::: Supplied information :::
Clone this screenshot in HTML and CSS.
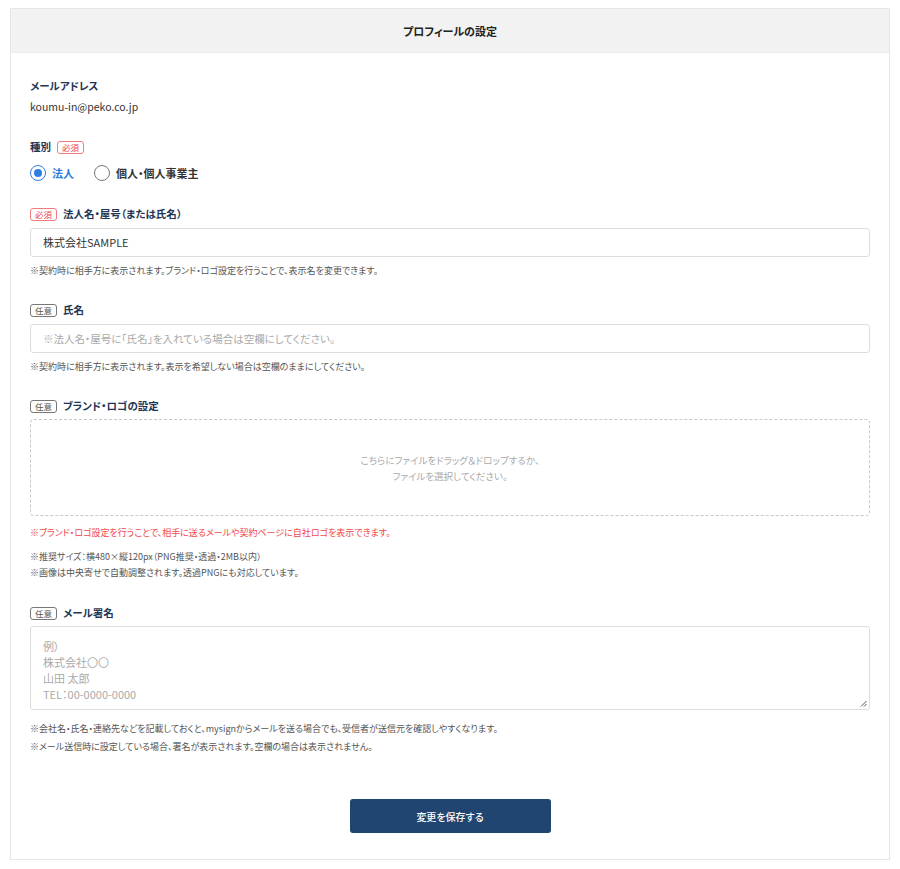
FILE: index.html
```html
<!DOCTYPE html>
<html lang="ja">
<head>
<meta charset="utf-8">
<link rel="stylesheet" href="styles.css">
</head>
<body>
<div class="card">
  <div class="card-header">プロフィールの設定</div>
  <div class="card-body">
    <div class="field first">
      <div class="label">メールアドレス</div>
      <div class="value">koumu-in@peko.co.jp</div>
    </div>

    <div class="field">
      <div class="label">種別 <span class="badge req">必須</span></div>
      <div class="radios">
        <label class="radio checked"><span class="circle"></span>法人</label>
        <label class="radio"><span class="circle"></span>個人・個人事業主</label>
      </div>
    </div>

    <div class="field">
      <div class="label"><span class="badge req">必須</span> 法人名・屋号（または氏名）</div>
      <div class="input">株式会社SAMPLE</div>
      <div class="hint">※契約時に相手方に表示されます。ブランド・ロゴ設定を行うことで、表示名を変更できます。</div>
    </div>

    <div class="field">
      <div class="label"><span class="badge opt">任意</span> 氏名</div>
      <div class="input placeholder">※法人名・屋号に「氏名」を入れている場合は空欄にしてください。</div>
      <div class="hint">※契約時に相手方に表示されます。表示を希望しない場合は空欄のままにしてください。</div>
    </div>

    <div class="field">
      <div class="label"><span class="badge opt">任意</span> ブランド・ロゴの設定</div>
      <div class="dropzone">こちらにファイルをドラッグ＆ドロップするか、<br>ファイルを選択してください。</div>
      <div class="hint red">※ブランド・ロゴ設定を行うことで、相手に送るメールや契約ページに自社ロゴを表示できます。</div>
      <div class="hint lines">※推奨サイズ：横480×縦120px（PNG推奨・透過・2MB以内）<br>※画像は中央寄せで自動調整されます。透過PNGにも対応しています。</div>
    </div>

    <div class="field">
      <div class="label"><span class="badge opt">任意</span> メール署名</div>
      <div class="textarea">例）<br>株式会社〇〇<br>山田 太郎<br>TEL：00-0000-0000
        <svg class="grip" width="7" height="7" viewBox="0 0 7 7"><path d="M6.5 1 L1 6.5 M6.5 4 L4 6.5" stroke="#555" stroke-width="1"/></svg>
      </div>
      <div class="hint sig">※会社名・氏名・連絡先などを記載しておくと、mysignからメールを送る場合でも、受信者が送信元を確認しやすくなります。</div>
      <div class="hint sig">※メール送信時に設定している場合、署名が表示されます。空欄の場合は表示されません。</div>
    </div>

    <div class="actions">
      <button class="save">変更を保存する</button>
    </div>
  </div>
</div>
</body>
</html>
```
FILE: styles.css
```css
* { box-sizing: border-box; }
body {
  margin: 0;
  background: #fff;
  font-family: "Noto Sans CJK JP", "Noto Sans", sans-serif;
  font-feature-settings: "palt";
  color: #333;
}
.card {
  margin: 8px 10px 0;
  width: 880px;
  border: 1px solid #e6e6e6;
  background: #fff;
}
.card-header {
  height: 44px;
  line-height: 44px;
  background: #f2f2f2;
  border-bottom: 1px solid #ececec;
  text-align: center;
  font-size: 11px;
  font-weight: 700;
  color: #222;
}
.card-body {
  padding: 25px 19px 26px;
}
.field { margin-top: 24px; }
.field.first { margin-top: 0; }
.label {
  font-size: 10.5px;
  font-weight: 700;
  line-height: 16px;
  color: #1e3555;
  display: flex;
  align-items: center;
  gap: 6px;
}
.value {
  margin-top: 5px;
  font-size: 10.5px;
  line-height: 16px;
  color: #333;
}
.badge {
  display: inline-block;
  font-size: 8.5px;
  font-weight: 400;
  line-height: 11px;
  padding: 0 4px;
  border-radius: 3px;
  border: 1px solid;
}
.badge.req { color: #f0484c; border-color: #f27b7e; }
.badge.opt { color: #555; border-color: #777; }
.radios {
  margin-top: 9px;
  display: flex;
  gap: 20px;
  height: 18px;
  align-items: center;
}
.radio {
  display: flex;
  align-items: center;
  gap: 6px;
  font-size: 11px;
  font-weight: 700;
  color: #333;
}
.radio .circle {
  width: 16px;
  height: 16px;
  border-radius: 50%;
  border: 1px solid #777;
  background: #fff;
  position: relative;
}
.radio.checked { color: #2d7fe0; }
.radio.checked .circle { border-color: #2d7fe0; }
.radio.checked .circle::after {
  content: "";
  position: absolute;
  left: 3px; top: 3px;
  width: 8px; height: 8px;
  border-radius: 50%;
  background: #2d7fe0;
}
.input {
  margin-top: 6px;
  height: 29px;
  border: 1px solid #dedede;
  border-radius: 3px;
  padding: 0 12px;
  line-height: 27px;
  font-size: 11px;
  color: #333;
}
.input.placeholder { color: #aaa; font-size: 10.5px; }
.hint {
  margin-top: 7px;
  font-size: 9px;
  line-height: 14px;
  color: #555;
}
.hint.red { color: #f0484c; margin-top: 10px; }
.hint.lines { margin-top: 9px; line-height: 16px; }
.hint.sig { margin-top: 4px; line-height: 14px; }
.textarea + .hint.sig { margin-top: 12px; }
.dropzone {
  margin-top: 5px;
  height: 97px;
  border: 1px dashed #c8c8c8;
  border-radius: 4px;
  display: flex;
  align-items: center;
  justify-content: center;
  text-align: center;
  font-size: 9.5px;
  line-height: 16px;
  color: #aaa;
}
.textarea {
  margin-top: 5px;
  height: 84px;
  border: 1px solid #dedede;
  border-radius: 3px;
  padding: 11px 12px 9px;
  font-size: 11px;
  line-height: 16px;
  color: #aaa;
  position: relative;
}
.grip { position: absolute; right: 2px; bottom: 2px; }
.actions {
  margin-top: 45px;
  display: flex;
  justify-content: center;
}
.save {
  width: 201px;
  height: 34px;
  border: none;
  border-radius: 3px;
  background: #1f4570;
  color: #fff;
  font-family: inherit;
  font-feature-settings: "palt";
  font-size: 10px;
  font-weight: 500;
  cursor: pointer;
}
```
:::
Goal of the exercise - Copy each line exactly, and leave the pictures out of your copy.

Exercise result -
Clone this screenshot in HTML and CSS.
FILE: index.html
```html
<!DOCTYPE html>
<html lang="ja">
<head>
<meta charset="utf-8">
<link rel="stylesheet" href="styles.css">
</head>
<body>
<div class="card">
  <div class="card-header">プロフィールの設定</div>
  <div class="card-body">
    <div class="field first">
      <div class="label">メールアドレス</div>
      <div class="value">koumu-in@peko.co.jp</div>
    </div>

    <div class="field">
      <div class="label">種別 <span class="badge req">必須</span></div>
      <div class="radios">
        <label class="radio checked"><span class="circle"></span>法人</label>
        <label class="radio"><span class="circle"></span>個人・個人事業主</label>
      </div>
    </div>

    <div class="field">
      <div class="label"><span class="badge req">必須</span> 法人名・屋号（または氏名）</div>
      <div class="input">株式会社SAMPLE</div>
      <div class="hint">※契約時に相手方に表示されます。ブランド・ロゴ設定を行うことで、表示名を変更できます。</div>
    </div>

    <div class="field">
      <div class="label"><span class="badge opt">任意</span> 氏名</div>
      <div class="input placeholder">※法人名・屋号に「氏名」を入れている場合は空欄にしてください。</div>
      <div class="hint">※契約時に相手方に表示されます。表示を希望しない場合は空欄のままにしてください。</div>
    </div>

    <div class="field">
      <div class="label"><span class="badge opt">任意</span> ブランド・ロゴの設定</div>
      <div class="dropzone">こちらにファイルをドラッグ＆ドロップするか、<br>ファイルを選択してください。</div>
      <div class="hint red">※ブランド・ロゴ設定を行うことで、相手に送るメールや契約ページに自社ロゴを表示できます。</div>
      <div class="hint lines">※推奨サイズ：横480×縦120px（PNG推奨・透過・2MB以内）<br>※画像は中央寄せで自動調整されます。透過PNGにも対応しています。</div>
    </div>

    <div class="field">
      <div class="label"><span class="badge opt">任意</span> メール署名</div>
      <div class="textarea">例）<br>株式会社〇〇<br>山田 太郎<br>TEL：00-0000-0000
        <svg class="grip" width="7" height="7" viewBox="0 0 7 7"><path d="M6.5 1 L1 6.5 M6.5 4 L4 6.5" stroke="#555" stroke-width="1"/></svg>
      </div>
      <div class="hint sig">※会社名・氏名・連絡先などを記載しておくと、mysignからメールを送る場合でも、受信者が送信元を確認しやすくなります。</div>
      <div class="hint sig">※メール送信時に設定している場合、署名が表示されます。空欄の場合は表示されません。</div>
    </div>

    <div class="actions">
      <button class="save">変更を保存する</button>
    </div>
  </div>
</div>
</body>
</html>
```
FILE: styles.css
```css
* { box-sizing: border-box; }
body {
  margin: 0;
  background: #fff;
  font-family: "Noto Sans CJK JP", "Noto Sans", sans-serif;
  font-feature-settings: "palt";
  color: #333;
}
.card {
  margin: 8px 10px 0;
  width: 880px;
  border: 1px solid #e6e6e6;
  background: #fff;
}
.card-header {
  height: 44px;
  line-height: 44px;
  background: #f2f2f2;
  border-bottom: 1px solid #ececec;
  text-align: center;
  font-size: 11px;
  font-weight: 700;
  color: #222;
}
.card-body {
  padding: 25px 19px 26px;
}
.field { margin-top: 24px; }
.field.first { margin-top: 0; }
.label {
  font-size: 10.5px;
  font-weight: 700;
  line-height: 16px;
  color: #1e3555;
  display: flex;
  align-items: center;
  gap: 6px;
}
.value {
  margin-top: 5px;
  font-size: 10.5px;
  line-height: 16px;
  color: #333;
}
.badge {
  display: inline-block;
  font-size: 8.5px;
  font-weight: 400;
  line-height: 11px;
  padding: 0 4px;
  border-radius: 3px;
  border: 1px solid;
}
.badge.req { color: #f0484c; border-color: #f27b7e; }
.badge.opt { color: #555; border-color: #777; }
.radios {
  margin-top: 9px;
  display: flex;
  gap: 20px;
  height: 18px;
  align-items: center;
}
.radio {
  display: flex;
  align-items: center;
  gap: 6px;
  font-size: 11px;
  font-weight: 700;
  color: #333;
}
.radio .circle {
  width: 16px;
  height: 16px;
  border-radius: 50%;
  border: 1px solid #777;
  background: #fff;
  position: relative;
}
.radio.checked { color: #2d7fe0; }
.radio.checked .circle { border-color: #2d7fe0; }
.radio.checked .circle::after {
  content: "";
  position: absolute;
  left: 3px; top: 3px;
  width: 8px; height: 8px;
  border-radius: 50%;
  background: #2d7fe0;
}
.input {
  margin-top: 6px;
  height: 29px;
  border: 1px solid #dedede;
  border-radius: 3px;
  padding: 0 12px;
  line-height: 27px;
  font-size: 11px;
  color: #333;
}
.input.placeholder { color: #aaa; font-size: 10.5px; }
.hint {
  margin-top: 7px;
  font-size: 9px;
  line-height: 14px;
  color: #555;
}
.hint.red { color: #f0484c; margin-top: 10px; }
.hint.lines { margin-top: 9px; line-height: 16px; }
.hint.sig { margin-top: 4px; line-height: 14px; }
.textarea + .hint.sig { margin-top: 12px; }
.dropzone {
  margin-top: 5px;
  height: 97px;
  border: 1px dashed #c8c8c8;
  border-radius: 4px;
  display: flex;
  align-items: center;
  justify-content: center;
  text-align: center;
  font-size: 9.5px;
  line-height: 16px;
  color: #aaa;
}
.textarea {
  margin-top: 5px;
  height: 84px;
  border: 1px solid #dedede;
  border-radius: 3px;
  padding: 11px 12px 9px;
  font-size: 11px;
  line-height: 16px;
  color: #aaa;
  position: relative;
}
.grip { position: absolute; right: 2px; bottom: 2px; }
.actions {
  margin-top: 45px;
  display: flex;
  justify-content: center;
}
.save {
  width: 201px;
  height: 34px;
  border: none;
  border-radius: 3px;
  background: #1f4570;
  color: #fff;
  font-family: inherit;
  font-feature-settings: "palt";
  font-size: 10px;
  font-weight: 500;
  cursor: pointer;
}
```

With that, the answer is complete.